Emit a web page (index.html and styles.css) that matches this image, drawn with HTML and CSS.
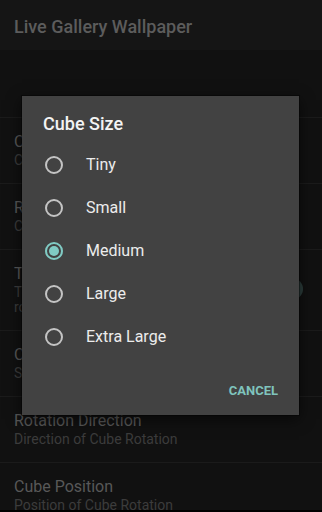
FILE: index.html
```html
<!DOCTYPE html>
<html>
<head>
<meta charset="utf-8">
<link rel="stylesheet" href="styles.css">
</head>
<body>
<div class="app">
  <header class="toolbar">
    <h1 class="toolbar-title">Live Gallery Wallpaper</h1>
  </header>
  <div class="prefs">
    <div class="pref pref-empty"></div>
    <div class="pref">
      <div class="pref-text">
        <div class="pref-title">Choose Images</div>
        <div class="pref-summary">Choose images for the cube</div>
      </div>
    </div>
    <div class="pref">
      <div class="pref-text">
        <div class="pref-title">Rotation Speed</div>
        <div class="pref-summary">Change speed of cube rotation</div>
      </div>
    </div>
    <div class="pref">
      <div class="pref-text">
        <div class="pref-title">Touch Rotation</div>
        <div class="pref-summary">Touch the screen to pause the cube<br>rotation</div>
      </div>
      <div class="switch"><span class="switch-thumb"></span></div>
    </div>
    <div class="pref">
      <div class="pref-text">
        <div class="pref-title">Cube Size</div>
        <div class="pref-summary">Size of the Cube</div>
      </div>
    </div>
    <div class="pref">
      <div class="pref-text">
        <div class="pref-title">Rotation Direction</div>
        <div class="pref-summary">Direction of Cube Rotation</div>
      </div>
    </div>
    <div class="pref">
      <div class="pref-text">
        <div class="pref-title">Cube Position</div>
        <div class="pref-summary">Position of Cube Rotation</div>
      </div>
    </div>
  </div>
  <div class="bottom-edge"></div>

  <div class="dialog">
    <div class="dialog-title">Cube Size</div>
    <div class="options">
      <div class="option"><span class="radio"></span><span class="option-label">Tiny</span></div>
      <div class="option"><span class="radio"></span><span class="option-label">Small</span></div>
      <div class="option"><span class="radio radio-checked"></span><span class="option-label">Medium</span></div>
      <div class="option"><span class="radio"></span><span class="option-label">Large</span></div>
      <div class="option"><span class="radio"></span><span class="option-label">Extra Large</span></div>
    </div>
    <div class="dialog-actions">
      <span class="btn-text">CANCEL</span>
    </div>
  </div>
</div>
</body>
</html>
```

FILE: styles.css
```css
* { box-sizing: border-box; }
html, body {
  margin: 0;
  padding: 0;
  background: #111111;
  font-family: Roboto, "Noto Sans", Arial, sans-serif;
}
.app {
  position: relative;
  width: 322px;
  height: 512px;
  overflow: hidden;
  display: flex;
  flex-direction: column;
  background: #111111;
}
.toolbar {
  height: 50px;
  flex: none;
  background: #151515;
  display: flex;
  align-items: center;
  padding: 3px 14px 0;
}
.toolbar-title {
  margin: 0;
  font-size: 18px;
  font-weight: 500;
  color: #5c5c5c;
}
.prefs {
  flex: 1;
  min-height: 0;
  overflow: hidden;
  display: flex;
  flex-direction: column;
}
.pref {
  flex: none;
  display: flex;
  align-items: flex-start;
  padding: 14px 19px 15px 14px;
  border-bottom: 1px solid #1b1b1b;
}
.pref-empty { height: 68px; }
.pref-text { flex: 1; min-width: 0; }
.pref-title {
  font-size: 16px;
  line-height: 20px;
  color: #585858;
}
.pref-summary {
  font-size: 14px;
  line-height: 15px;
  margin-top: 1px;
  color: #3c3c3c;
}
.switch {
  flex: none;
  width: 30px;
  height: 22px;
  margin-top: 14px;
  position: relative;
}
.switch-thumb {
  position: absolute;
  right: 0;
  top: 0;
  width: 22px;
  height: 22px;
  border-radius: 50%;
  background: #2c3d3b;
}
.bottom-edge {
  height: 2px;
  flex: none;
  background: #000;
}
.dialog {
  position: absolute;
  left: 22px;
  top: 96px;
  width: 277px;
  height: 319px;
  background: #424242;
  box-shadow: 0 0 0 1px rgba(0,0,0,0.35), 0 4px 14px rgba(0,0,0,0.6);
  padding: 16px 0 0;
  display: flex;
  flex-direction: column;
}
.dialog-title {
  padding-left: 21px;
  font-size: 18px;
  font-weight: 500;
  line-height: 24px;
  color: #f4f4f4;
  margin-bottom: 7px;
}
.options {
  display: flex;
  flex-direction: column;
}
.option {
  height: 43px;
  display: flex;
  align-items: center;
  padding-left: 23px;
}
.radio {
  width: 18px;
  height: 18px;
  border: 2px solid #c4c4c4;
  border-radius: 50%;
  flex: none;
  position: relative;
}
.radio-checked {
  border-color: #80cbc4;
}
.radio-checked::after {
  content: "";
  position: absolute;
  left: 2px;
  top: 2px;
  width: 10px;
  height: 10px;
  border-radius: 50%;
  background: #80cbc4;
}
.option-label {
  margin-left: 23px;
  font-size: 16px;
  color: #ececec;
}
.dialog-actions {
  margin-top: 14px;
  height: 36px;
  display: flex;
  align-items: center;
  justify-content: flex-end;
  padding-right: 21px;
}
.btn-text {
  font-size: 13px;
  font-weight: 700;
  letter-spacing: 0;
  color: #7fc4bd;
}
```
#####
◆ **Job**: Output a faithful copy of the data, with each picture left out.

◆ **Output**:
Emit a web page (index.html and styles.css) that matches this image, drawn with HTML and CSS.
FILE: index.html
```html
<!DOCTYPE html>
<html>
<head>
<meta charset="utf-8">
<link rel="stylesheet" href="styles.css">
</head>
<body>
<div class="app">
  <header class="toolbar">
    <h1 class="toolbar-title">Live Gallery Wallpaper</h1>
  </header>
  <div class="prefs">
    <div class="pref pref-empty"></div>
    <div class="pref">
      <div class="pref-text">
        <div class="pref-title">Choose Images</div>
        <div class="pref-summary">Choose images for the cube</div>
      </div>
    </div>
    <div class="pref">
      <div class="pref-text">
        <div class="pref-title">Rotation Speed</div>
        <div class="pref-summary">Change speed of cube rotation</div>
      </div>
    </div>
    <div class="pref">
      <div class="pref-text">
        <div class="pref-title">Touch Rotation</div>
        <div class="pref-summary">Touch the screen to pause the cube<br>rotation</div>
      </div>
      <div class="switch"><span class="switch-thumb"></span></div>
    </div>
    <div class="pref">
      <div class="pref-text">
        <div class="pref-title">Cube Size</div>
        <div class="pref-summary">Size of the Cube</div>
      </div>
    </div>
    <div class="pref">
      <div class="pref-text">
        <div class="pref-title">Rotation Direction</div>
        <div class="pref-summary">Direction of Cube Rotation</div>
      </div>
    </div>
    <div class="pref">
      <div class="pref-text">
        <div class="pref-title">Cube Position</div>
        <div class="pref-summary">Position of Cube Rotation</div>
      </div>
    </div>
  </div>
  <div class="bottom-edge"></div>

  <div class="dialog">
    <div class="dialog-title">Cube Size</div>
    <div class="options">
      <div class="option"><span class="radio"></span><span class="option-label">Tiny</span></div>
      <div class="option"><span class="radio"></span><span class="option-label">Small</span></div>
      <div class="option"><span class="radio radio-checked"></span><span class="option-label">Medium</span></div>
      <div class="option"><span class="radio"></span><span class="option-label">Large</span></div>
      <div class="option"><span class="radio"></span><span class="option-label">Extra Large</span></div>
    </div>
    <div class="dialog-actions">
      <span class="btn-text">CANCEL</span>
    </div>
  </div>
</div>
</body>
</html>
```

FILE: styles.css
```css
* { box-sizing: border-box; }
html, body {
  margin: 0;
  padding: 0;
  background: #111111;
  font-family: Roboto, "Noto Sans", Arial, sans-serif;
}
.app {
  position: relative;
  width: 322px;
  height: 512px;
  overflow: hidden;
  display: flex;
  flex-direction: column;
  background: #111111;
}
.toolbar {
  height: 50px;
  flex: none;
  background: #151515;
  display: flex;
  align-items: center;
  padding: 3px 14px 0;
}
.toolbar-title {
  margin: 0;
  font-size: 18px;
  font-weight: 500;
  color: #5c5c5c;
}
.prefs {
  flex: 1;
  min-height: 0;
  overflow: hidden;
  display: flex;
  flex-direction: column;
}
.pref {
  flex: none;
  display: flex;
  align-items: flex-start;
  padding: 14px 19px 15px 14px;
  border-bottom: 1px solid #1b1b1b;
}
.pref-empty { height: 68px; }
.pref-text { flex: 1; min-width: 0; }
.pref-title {
  font-size: 16px;
  line-height: 20px;
  color: #585858;
}
.pref-summary {
  font-size: 14px;
  line-height: 15px;
  margin-top: 1px;
  color: #3c3c3c;
}
.switch {
  flex: none;
  width: 30px;
  height: 22px;
  margin-top: 14px;
  position: relative;
}
.switch-thumb {
  position: absolute;
  right: 0;
  top: 0;
  width: 22px;
  height: 22px;
  border-radius: 50%;
  background: #2c3d3b;
}
.bottom-edge {
  height: 2px;
  flex: none;
  background: #000;
}
.dialog {
  position: absolute;
  left: 22px;
  top: 96px;
  width: 277px;
  height: 319px;
  background: #424242;
  box-shadow: 0 0 0 1px rgba(0,0,0,0.35), 0 4px 14px rgba(0,0,0,0.6);
  padding: 16px 0 0;
  display: flex;
  flex-direction: column;
}
.dialog-title {
  padding-left: 21px;
  font-size: 18px;
  font-weight: 500;
  line-height: 24px;
  color: #f4f4f4;
  margin-bottom: 7px;
}
.options {
  display: flex;
  flex-direction: column;
}
.option {
  height: 43px;
  display: flex;
  align-items: center;
  padding-left: 23px;
}
.radio {
  width: 18px;
  height: 18px;
  border: 2px solid #c4c4c4;
  border-radius: 50%;
  flex: none;
  position: relative;
}
.radio-checked {
  border-color: #80cbc4;
}
.radio-checked::after {
  content: "";
  position: absolute;
  left: 2px;
  top: 2px;
  width: 10px;
  height: 10px;
  border-radius: 50%;
  background: #80cbc4;
}
.option-label {
  margin-left: 23px;
  font-size: 16px;
  color: #ececec;
}
.dialog-actions {
  margin-top: 14px;
  height: 36px;
  display: flex;
  align-items: center;
  justify-content: flex-end;
  padding-right: 21px;
}
.btn-text {
  font-size: 13px;
  font-weight: 700;
  letter-spacing: 0;
  color: #7fc4bd;
}
```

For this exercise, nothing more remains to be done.